# Task objective:
State how many lines of the entries hold the string "Write", and nothing more.

======== Entries shown ========

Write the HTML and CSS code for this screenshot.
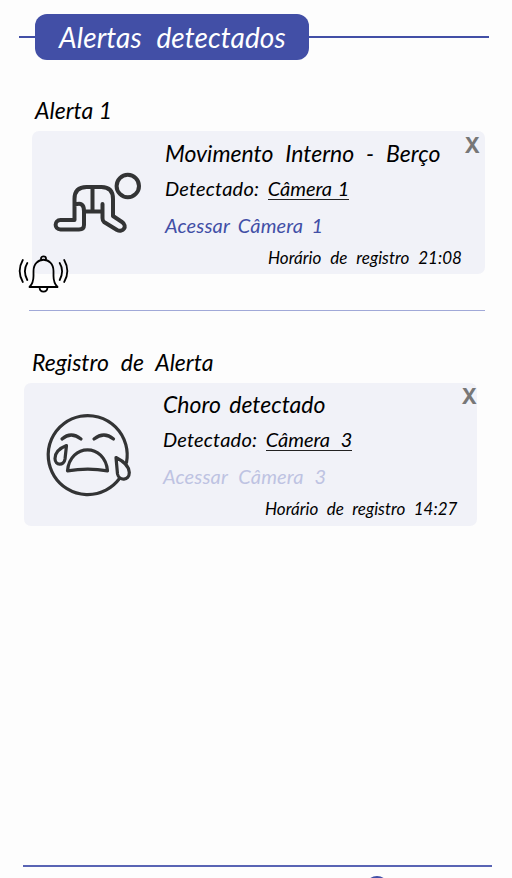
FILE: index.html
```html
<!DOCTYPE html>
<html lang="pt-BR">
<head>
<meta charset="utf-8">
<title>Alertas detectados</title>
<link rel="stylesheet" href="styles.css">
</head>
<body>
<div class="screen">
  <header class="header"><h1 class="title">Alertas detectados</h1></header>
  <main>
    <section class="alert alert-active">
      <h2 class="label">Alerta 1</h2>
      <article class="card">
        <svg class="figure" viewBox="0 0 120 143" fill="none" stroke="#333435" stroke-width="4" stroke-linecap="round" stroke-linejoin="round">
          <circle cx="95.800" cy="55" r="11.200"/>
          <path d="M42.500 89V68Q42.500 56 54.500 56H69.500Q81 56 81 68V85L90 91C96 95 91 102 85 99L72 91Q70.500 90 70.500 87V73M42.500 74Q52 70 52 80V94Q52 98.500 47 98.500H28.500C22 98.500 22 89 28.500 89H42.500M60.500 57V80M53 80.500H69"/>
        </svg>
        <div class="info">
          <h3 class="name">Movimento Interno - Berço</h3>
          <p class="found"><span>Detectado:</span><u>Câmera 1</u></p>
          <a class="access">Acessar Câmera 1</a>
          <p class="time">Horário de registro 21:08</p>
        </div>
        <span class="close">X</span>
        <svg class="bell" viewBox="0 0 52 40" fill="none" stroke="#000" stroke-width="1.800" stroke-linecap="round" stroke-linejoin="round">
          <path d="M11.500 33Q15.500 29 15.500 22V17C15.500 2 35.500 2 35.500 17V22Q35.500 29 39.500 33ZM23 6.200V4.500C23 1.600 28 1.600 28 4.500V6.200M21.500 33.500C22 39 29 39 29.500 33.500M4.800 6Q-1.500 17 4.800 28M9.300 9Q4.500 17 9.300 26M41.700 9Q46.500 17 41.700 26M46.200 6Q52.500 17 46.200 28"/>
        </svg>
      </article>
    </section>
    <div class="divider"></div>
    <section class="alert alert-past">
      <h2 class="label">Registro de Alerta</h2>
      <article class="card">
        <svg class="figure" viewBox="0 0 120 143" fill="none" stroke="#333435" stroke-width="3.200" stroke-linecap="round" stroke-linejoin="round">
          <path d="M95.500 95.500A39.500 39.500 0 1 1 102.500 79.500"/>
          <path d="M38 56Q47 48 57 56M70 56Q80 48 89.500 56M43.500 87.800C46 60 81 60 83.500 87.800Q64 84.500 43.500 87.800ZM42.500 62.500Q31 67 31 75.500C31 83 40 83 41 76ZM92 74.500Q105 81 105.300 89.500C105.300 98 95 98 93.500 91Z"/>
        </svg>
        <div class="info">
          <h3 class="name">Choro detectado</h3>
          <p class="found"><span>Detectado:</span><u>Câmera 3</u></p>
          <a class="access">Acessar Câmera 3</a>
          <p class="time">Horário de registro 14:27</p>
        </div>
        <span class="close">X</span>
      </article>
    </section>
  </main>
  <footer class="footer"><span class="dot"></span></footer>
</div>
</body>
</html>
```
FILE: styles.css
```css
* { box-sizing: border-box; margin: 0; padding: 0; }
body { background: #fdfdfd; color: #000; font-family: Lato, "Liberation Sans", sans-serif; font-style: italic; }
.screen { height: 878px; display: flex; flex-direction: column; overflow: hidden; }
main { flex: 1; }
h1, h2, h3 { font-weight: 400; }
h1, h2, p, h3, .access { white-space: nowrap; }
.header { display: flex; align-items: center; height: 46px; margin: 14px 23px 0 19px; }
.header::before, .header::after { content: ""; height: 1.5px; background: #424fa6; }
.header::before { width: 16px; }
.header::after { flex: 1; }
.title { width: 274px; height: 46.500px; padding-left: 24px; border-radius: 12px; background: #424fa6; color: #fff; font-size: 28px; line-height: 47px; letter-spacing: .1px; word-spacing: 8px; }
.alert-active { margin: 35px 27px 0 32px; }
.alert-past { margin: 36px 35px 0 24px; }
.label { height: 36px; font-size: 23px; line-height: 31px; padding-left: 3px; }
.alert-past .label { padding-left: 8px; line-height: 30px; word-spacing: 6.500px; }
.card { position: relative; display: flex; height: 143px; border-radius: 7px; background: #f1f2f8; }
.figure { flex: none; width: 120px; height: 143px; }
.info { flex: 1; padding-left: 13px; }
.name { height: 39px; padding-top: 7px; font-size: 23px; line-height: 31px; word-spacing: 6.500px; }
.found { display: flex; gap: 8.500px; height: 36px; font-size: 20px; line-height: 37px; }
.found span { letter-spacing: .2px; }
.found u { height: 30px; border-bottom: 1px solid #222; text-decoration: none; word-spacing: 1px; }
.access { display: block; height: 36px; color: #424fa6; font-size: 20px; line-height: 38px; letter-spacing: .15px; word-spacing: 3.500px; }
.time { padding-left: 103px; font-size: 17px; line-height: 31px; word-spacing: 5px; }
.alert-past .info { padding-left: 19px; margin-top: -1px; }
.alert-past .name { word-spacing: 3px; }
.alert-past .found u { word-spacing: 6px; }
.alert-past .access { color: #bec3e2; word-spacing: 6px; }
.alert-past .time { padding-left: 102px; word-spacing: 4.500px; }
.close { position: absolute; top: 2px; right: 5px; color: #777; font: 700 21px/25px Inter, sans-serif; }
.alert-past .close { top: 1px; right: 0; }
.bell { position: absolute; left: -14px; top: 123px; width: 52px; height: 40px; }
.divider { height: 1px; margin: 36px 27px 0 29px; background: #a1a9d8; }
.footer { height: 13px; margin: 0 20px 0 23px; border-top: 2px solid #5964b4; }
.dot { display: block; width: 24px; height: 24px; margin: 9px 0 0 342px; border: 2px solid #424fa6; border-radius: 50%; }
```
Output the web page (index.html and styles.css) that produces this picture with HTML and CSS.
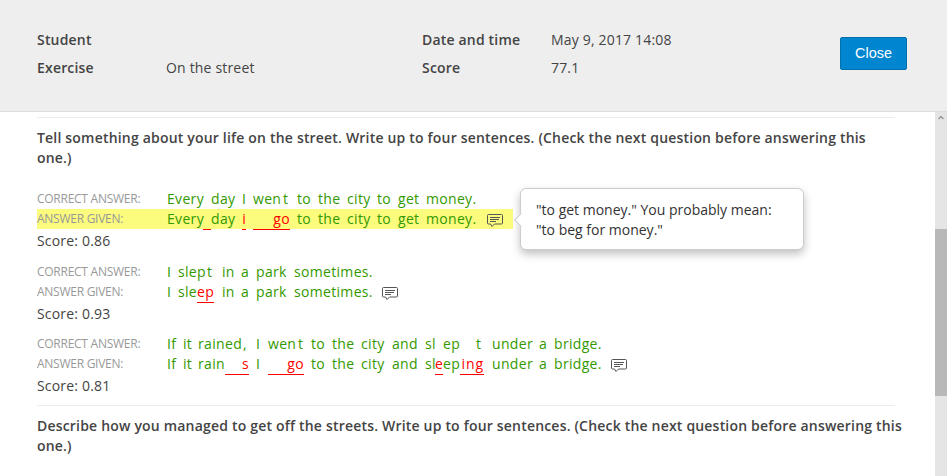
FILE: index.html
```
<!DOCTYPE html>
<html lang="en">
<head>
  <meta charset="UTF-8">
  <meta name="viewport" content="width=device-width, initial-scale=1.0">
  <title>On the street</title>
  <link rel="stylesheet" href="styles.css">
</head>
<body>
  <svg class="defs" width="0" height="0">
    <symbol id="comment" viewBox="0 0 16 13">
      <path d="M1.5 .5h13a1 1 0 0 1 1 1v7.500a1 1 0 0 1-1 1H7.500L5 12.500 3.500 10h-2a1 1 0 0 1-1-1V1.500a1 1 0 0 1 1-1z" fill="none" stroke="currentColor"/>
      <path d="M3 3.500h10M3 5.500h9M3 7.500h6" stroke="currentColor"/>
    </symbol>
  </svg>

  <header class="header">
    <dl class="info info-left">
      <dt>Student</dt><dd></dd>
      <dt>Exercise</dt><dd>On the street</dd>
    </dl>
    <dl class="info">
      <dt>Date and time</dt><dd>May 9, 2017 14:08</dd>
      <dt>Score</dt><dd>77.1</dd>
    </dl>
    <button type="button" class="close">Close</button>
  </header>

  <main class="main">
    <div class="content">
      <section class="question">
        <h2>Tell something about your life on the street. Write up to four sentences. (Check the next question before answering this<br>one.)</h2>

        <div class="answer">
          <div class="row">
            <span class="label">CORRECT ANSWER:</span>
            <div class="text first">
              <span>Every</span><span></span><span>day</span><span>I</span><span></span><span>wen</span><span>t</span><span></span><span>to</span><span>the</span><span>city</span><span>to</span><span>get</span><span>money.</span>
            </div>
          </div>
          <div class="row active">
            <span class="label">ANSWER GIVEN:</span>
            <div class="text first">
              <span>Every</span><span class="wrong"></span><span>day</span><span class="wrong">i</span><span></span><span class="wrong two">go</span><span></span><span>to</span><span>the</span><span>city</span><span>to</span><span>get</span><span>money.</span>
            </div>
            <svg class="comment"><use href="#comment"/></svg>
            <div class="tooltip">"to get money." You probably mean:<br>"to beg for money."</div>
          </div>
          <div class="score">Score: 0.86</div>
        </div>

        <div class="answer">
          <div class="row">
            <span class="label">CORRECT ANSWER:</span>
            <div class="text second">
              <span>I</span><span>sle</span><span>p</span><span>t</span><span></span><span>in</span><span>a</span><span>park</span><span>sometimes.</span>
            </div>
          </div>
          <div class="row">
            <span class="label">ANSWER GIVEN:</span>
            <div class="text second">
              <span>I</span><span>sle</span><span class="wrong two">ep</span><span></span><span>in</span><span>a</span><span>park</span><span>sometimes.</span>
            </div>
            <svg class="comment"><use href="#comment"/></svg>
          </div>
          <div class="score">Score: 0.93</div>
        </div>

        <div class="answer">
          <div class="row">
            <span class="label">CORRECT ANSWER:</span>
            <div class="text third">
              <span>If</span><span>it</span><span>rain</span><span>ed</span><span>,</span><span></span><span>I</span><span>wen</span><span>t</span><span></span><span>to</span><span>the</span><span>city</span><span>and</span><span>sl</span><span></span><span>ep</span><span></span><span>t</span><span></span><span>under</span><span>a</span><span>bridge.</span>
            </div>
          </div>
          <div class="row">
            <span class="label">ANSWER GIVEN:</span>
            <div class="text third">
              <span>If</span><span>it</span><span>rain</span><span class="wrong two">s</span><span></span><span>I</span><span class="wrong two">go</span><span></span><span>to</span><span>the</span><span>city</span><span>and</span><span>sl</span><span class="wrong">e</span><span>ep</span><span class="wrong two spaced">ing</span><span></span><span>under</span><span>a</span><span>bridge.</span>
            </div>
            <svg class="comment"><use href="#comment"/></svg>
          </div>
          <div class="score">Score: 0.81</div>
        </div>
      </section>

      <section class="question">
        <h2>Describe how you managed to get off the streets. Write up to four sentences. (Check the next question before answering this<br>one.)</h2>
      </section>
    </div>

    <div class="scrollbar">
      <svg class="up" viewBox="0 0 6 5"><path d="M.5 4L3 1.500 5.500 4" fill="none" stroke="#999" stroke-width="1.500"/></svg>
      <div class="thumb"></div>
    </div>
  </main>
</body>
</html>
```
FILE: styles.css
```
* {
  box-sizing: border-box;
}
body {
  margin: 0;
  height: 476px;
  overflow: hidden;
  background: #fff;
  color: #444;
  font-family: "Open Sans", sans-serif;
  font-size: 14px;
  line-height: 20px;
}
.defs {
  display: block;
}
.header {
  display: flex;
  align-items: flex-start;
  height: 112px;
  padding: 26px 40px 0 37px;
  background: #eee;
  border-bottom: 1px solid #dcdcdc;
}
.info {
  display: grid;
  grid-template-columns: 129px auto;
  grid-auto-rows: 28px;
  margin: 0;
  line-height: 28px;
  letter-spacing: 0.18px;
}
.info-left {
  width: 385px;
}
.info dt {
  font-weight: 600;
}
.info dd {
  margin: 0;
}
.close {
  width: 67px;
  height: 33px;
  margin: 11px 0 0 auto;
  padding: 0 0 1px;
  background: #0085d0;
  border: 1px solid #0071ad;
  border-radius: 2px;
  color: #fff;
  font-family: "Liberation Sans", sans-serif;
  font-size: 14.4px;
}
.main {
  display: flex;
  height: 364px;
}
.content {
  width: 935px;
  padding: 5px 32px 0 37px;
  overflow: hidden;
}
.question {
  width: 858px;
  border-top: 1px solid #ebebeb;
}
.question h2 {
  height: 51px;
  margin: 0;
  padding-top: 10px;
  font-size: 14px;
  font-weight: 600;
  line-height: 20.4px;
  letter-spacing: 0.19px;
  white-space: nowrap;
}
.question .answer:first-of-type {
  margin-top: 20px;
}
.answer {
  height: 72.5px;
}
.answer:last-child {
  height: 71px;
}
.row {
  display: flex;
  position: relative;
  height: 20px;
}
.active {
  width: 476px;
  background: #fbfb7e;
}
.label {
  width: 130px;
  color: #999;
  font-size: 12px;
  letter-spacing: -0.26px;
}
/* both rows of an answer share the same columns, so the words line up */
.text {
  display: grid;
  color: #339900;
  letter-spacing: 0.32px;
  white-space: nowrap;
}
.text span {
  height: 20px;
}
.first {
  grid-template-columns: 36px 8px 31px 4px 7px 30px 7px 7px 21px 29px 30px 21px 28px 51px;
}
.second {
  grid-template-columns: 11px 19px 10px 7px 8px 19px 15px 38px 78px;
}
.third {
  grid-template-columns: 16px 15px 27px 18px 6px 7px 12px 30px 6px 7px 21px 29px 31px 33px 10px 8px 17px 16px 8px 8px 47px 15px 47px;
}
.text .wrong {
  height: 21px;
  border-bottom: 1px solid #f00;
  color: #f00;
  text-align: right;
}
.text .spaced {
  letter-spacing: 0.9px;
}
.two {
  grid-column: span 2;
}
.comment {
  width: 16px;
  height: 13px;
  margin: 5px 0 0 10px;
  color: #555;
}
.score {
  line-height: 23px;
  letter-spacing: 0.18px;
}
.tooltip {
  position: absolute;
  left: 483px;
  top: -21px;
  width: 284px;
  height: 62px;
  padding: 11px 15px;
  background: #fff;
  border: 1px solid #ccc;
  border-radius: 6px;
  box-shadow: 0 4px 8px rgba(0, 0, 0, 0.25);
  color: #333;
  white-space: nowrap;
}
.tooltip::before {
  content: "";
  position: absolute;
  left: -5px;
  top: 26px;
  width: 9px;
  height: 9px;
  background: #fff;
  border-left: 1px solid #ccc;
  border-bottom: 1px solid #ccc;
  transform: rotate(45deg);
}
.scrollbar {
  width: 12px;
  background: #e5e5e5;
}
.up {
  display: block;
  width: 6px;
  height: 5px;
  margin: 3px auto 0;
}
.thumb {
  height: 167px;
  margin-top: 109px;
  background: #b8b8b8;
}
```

========

# Exercise result:
3